Frances Hyland (1927-2004)

1994 Lifetime Artistic Achievement (Theatre)

"I think you ought to come home a while," said Tyrone Guthrie to the young actress from Saskatchewan. She had made her London debut as Stella in A Streetcar Named Desire, acted with John Gielgud, and been directed by Peter Brook.

Home Frances Hyland came in 1954, "full of youth, hope and exquisite talent," to the Stratford Festival, electrifying audiences as Isabella opposite James Mason in Measure for Measure.
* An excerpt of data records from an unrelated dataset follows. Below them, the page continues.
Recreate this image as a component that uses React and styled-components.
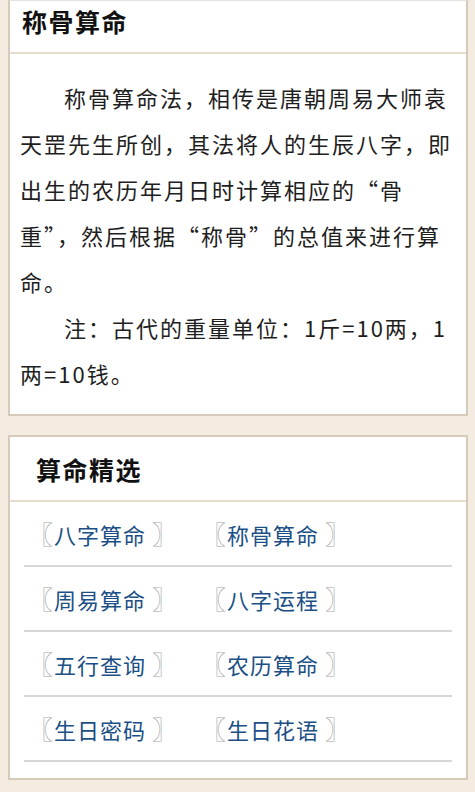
import React from 'react';
import styled, { createGlobalStyle } from 'styled-components';

const Global = createGlobalStyle`
  html, body { margin: 0; padding: 0; background: #f4ece0; }
  body { font-family: "Noto Sans CJK SC", "Noto Sans", sans-serif; color: #1a1a1a; }
`;

const Page = styled.div`
  padding: 0 7px 11px 8px;
  display: flex;
  flex-direction: column;
  gap: 19px;
`;

const Card = styled.section`
  background: #fff;
  border: 2px solid #d6cab9;
  border-top: ${(p) => (p.$cut ? '1px solid #e6e3de' : '2px solid #d6cab9')};
  padding-bottom: ${(p) => p.$bottom || 0}px;
`;

const Header = styled.div`
  height: ${(p) => p.$h}px;
  padding-left: ${(p) => p.$left}px;
  border-bottom: 2px solid #e6ddd2;
  display: flex;
  align-items: ${(p) => (p.$top ? 'flex-start' : 'center')};
`;

const Title = styled.h2`
  margin: 0;
  font-size: 25px;
  line-height: 40px;
  font-weight: 700;
  letter-spacing: 1.5px;
  color: #111;
`;

const Body = styled.div`
  padding: 20px 12px 0 10px;
`;

const Para = styled.p`
  margin: 0;
  font-size: 22px;
  line-height: 46px;
  letter-spacing: 2px;
  text-indent: 44px;
  color: #1e1e1e;
`;

const List = styled.div`
  margin: 0 14px;
`;

const Row = styled.div`
  height: 63px;
  border-bottom: 2px solid #d7d7d7;
  display: grid;
  grid-template-columns: 173px 173px;
  align-items: center;
  padding-left: 4px;
`;

const Link = styled.a`
  display: flex;
  align-items: center;
  font-size: 22px;
  text-decoration: none;
  white-space: nowrap;
`;

const Bracket = styled.span`
  color: #a6a6a6;
  font-size: 25px;
  line-height: 1;
  margin: ${(p) => (p.$open ? '0 1px 0 0' : '0 0 0 6px')};
`;

const Name = styled.span`
  color: #1b4f86;
  letter-spacing: 1px;
`;

const links = [
  ['八字算命', '称骨算命'],
  ['周易算命', '八字运程'],
  ['五行查询', '农历算命'],
  ['生日密码', '生日花语'],
];

export default function App() {
  return (
    <>
      <Global />
      <Page>
        <Card $cut $bottom={18}>
          <Header $h={51} $left={12} $top>
            <Title>称骨算命</Title>
          </Header>
          <Body>
            <Para>
              称骨算命法，相传是唐朝周易大师袁天罡先生所创，其法将人的生辰八字，即出生的农历年月日时计算相应的“骨重”，然后根据“称骨”的总值来进行算命。
            </Para>
            <Para>注：古代的重量单位：1斤=10两，1两=10钱。</Para>
          </Body>
        </Card>
        <Card $bottom={16}>
          <Header $h={63} $left={26}>
            <Title>算命精选</Title>
          </Header>
          <List>
            {links.map((pair, i) => (
              <Row key={i}>
                {pair.map((name) => (
                  <Link key={name} href="#">
                    <Bracket $open>〖</Bracket>
                    <Name>{name}</Name>
                    <Bracket>〗</Bracket>
                  </Link>
                ))}
              </Row>
            ))}
          </List>
        </Card>
      </Page>
    </>
  );
}
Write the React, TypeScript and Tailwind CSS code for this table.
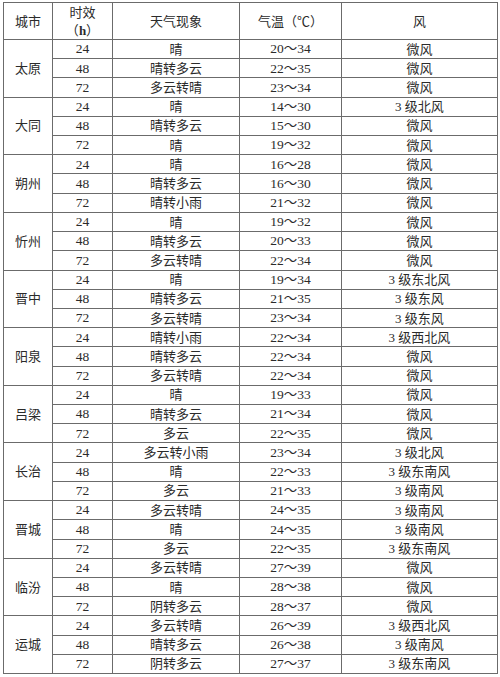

She would perform abroad again, but, as a critic later said, this "hard-working actor who could have been a star of the London and New York stage...opted instead for the guaranteed insecurity of a life in Canadian theatre." She built her career within the emerging network of companies across the country and over the years played all the leading theatres, recreating the most important Shakespearean and contemporary roles, starring in CBC television and radio dramas and films, and generously sharing her talent and indomitable artistic values.

Appropriately, she regards her performance in the title role of George Ryga's seminal Canadian play, The Ecstasy of Rita Joe, as her most meaningful achievement. An Officer of the Order of Canada, she has received the John Drainie Award for Distinguished Contribution to Broadcasting (1981) and a 1994 Toronto Arts Award for lifetime achievement.